Copy out each line containing "components" from the entries below.

Data:
#####

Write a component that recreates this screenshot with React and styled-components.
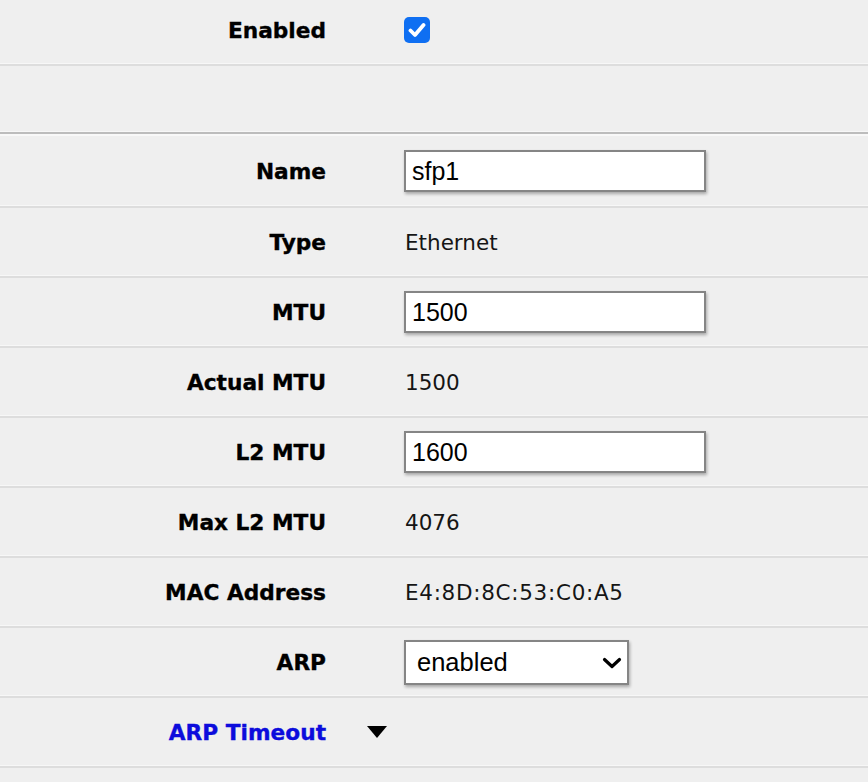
import React, { useState } from 'react';
import styled, { createGlobalStyle } from 'styled-components';

const GlobalStyle = createGlobalStyle`
  html, body {
    margin: 0;
    padding: 0;
    background: #efefef;
  }
  body {
    font-family: "DejaVu Sans", Verdana, sans-serif;
    color: #111;
  }
`;

const Form = styled.div`
  width: 868px;
  min-height: 782px;
  background: #efefef;
`;

const Row = styled.div`
  display: grid;
  grid-template-columns: 326px 78px 1fr;
  align-items: center;
  box-sizing: content-box;
  height: ${(p) => p.$h || 68}px;
  padding-bottom: ${(p) => p.$pb || 0}px;
  border-bottom: 2px solid ${(p) => (p.$strong ? '#bcbcbc' : '#dddddd')};
  box-shadow: inset 0 -3px 0 -2px #f7f7f7;
`;

const TopEdge = styled.div`
  height: 2px;
  background: #f8f8f8;
`;

const Label = styled.div`
  text-align: right;
  font-weight: bold;
  font-size: 21.7px;
  -webkit-text-stroke: 0.35px ${(p) => (p.$link ? '#0c0cdc' : '#000')};
  color: ${(p) => (p.$link ? '#0c0cdc' : '#000')};
  cursor: ${(p) => (p.$link ? 'pointer' : 'default')};
  white-space: nowrap;
`;

const Toggle = styled.div`
  padding-left: 41px;
  display: flex;
  align-items: center;
`;

const Value = styled.div`
  font-size: 21.5px;
  color: #151515;
  padding-left: 1px;
  letter-spacing: ${(p) => (p.$wide ? '0.7px' : '0')};
`;

const TextInput = styled.input`
  width: 302px;
  height: 42px;
  box-sizing: border-box;
  border: 2px solid #858585;
  border-radius: 0;
  background: #fff;
  padding: 0 6px;
  font-family: "Liberation Sans", Arial, sans-serif;
  font-size: 25px;
  color: #000;
  box-shadow: 1px 2px 3px rgba(0, 0, 0, 0.3);
  outline: none;
`;

const SelectWrap = styled.div`
  position: relative;
  width: 225px;
  height: 45px;
`;

const Select = styled.select`
  appearance: none;
  -webkit-appearance: none;
  width: 100%;
  height: 100%;
  box-sizing: border-box;
  border: 2px solid #858585;
  border-radius: 0;
  background: #fff;
  padding: 0 0 0 11px;
  font-family: "Liberation Sans", Arial, sans-serif;
  font-size: 25.5px;
  color: #000;
  box-shadow: 1px 2px 3px rgba(0, 0, 0, 0.3);
  outline: none;
`;

const Chevron = styled.svg`
  position: absolute;
  right: 7px;
  top: 17px;
  pointer-events: none;
`;

const CheckBox = styled.button`
  width: 26px;
  height: 26px;
  border: none;
  border-radius: 5px;
  background: ${(p) => (p.$on ? '#0f6ff2' : '#fff')};
  display: flex;
  align-items: center;
  justify-content: center;
  padding: 0;
  cursor: pointer;
`;

const rows = [
  { label: 'Type', value: 'Ethernet' },
  { label: 'MTU', input: '1500' },
  { label: 'Actual MTU', value: '1500' },
  { label: 'L2 MTU', input: '1600' },
  { label: 'Max L2 MTU', value: '4076' },
  { label: 'MAC Address', value: 'E4:8D:8C:53:C0:A5', wide: true },
];

export default function App() {
  const [enabled, setEnabled] = useState(true);

  return (
    <Form>
      <GlobalStyle />
      <Row $h={60} $pb={4}>
        <Label>Enabled</Label>
        <div />
        <div>
          <CheckBox $on={enabled} onClick={() => setEnabled(!enabled)}>
            {enabled && (
              <svg width="18" height="16" viewBox="0 0 18 16">
                <path d="M2.5 8.5 L7 13 L15.5 3" fill="none" stroke="#fff" strokeWidth="3.8" strokeLinecap="round" strokeLinejoin="round" />
              </svg>
            )}
          </CheckBox>
        </div>
      </Row>
      <Row $h={66} $strong />
      <TopEdge />
      <Row $h={70}>
        <Label>Name</Label>
        <div />
        <div>
          <TextInput defaultValue="sfp1" />
        </div>
      </Row>
      {rows.map((r) => (
        <Row key={r.label}>
          <Label>{r.label}</Label>
          <div />
          <div>
            {r.input ? <TextInput defaultValue={r.input} /> : <Value $wide={r.wide}>{r.value}</Value>}
          </div>
        </Row>
      ))}
      <Row>
        <Label>ARP</Label>
        <div />
        <div>
          <SelectWrap>
            <Select defaultValue="enabled">
              <option value="enabled">enabled</option>
              <option value="disabled">disabled</option>
              <option value="proxy-arp">proxy-arp</option>
              <option value="reply-only">reply-only</option>
            </Select>
            <Chevron width="20" height="12" viewBox="0 0 20 12">
              <path d="M2.5 2.5 L10 9.5 L17.5 2.5" fill="none" stroke="#000" strokeWidth="3.2" strokeLinecap="round" strokeLinejoin="round" />
            </Chevron>
          </SelectWrap>
        </div>
      </Row>
      <Row>
        <Label $link>ARP Timeout</Label>
        <Toggle>
          <svg width="20" height="12" viewBox="0 0 20 12">
            <path d="M0 0 H20 L10 12 Z" fill="#000" />
          </svg>
        </Toggle>
        <div />
      </Row>
    </Form>
  );
}
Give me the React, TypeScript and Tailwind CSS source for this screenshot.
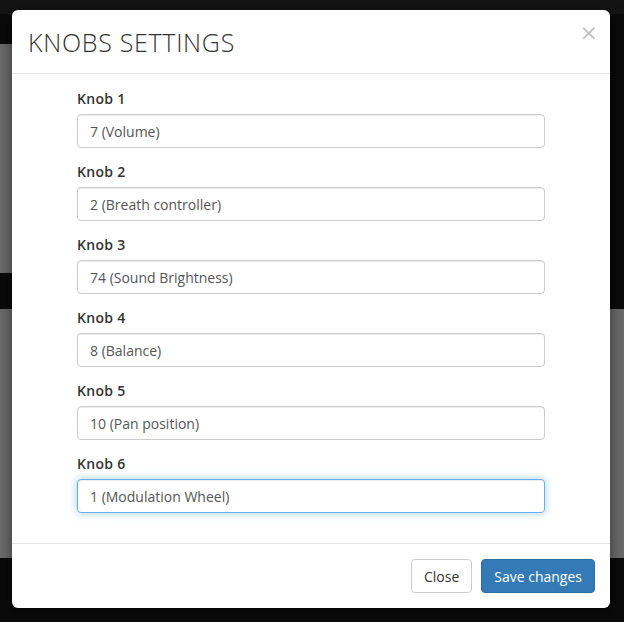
import React from "react";

const knobs = [
  { label: "Knob 1", value: "7 (Volume)" },
  { label: "Knob 2", value: "2 (Breath controller)" },
  { label: "Knob 3", value: "74 (Sound Brightness)" },
  { label: "Knob 4", value: "8 (Balance)" },
  { label: "Knob 5", value: "10 (Pan position)" },
  { label: "Knob 6", value: "1 (Modulation Wheel)", focus: true },
];

export default function App() {
  return (
    <div
      className="relative w-[624px] h-[622px] overflow-hidden bg-[#0a0a0a]"
      style={{ fontFamily: '"Open Sans", "Liberation Sans", sans-serif' }}
    >
      {/* dimmed page behind */}
      <div className="flex flex-col">
        <div className="h-[14px] bg-[#141414]" />
        <div className="h-[30px] bg-[#0a0a0a]" />
        <div className="h-[229px] flex">
          <div className="w-[312px] bg-[#6b6b6b]" />
          <div className="flex-1 bg-[#0a0a0a]" />
        </div>
        <div className="h-[36px] bg-[#0a0a0a]" />
        <div className="h-[249px] bg-[#6b6b6b]" />
        <div className="flex-1 bg-[#0a0a0a]" />
      </div>

      {/* modal */}
      <div className="absolute left-[12px] top-[10px] w-[598px] bg-white rounded-[6px] shadow-[0_5px_15px_rgba(0,0,0,0.5)] flex flex-col">
        <div className="h-[64px] px-[15px] pt-[15px] border-b border-[#e5e5e5] flex justify-between">
          <h4 className="text-[25px] leading-[34px] text-[#333] font-light tracking-[0.7px] pl-[1px]">KNOBS SETTINGS</h4>
          <span
            className="text-[22px] leading-none font-normal text-[#c4c4c4] mt-[-3px] mr-[-3px]"
            style={{ fontFamily: '"DejaVu Sans", sans-serif' }}
          >
            ×
          </span>
        </div>
        <div className="px-[65px] pt-[15px] pb-[30px] flex flex-col gap-[14px] border-b border-[#e5e5e5]">
          {knobs.map((k) => (
            <div key={k.label} className="flex flex-col">
              <label className="h-[20px] leading-[20px] mb-[5px] text-[14px] font-semibold tracking-[0.3px] text-[#333]">
                {k.label}
              </label>
              <div
                className={
                  "h-[34px] rounded-[4px] border px-[12px] flex items-center text-[14px] text-[#555] " +
                  (k.focus
                    ? "border-[#66afe9] shadow-[inset_0_1px_1px_rgba(0,0,0,0.075),0_0_8px_rgba(102,175,233,0.6)]"
                    : "border-[#ccc] shadow-[inset_0_1px_1px_rgba(0,0,0,0.075)]")
                }
              >
                {k.value}
              </div>
            </div>
          ))}
        </div>
        <div className="p-[15px] flex justify-end gap-[9px]">
          <button className="h-[34px] px-[12px] rounded-[4px] border border-[#ccc] bg-white text-[14px] text-[#333]">
            Close
          </button>
          <button className="h-[34px] px-[12px] rounded-[4px] border border-[#2e6da4] bg-[#337ab7] text-[14px] text-white">
            Save changes
          </button>
        </div>
      </div>
    </div>
  );
}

#####

Response to the task:
Write a component that recreates this screenshot with React and styled-components.
import styled, { createGlobalStyle } from 'styled-components';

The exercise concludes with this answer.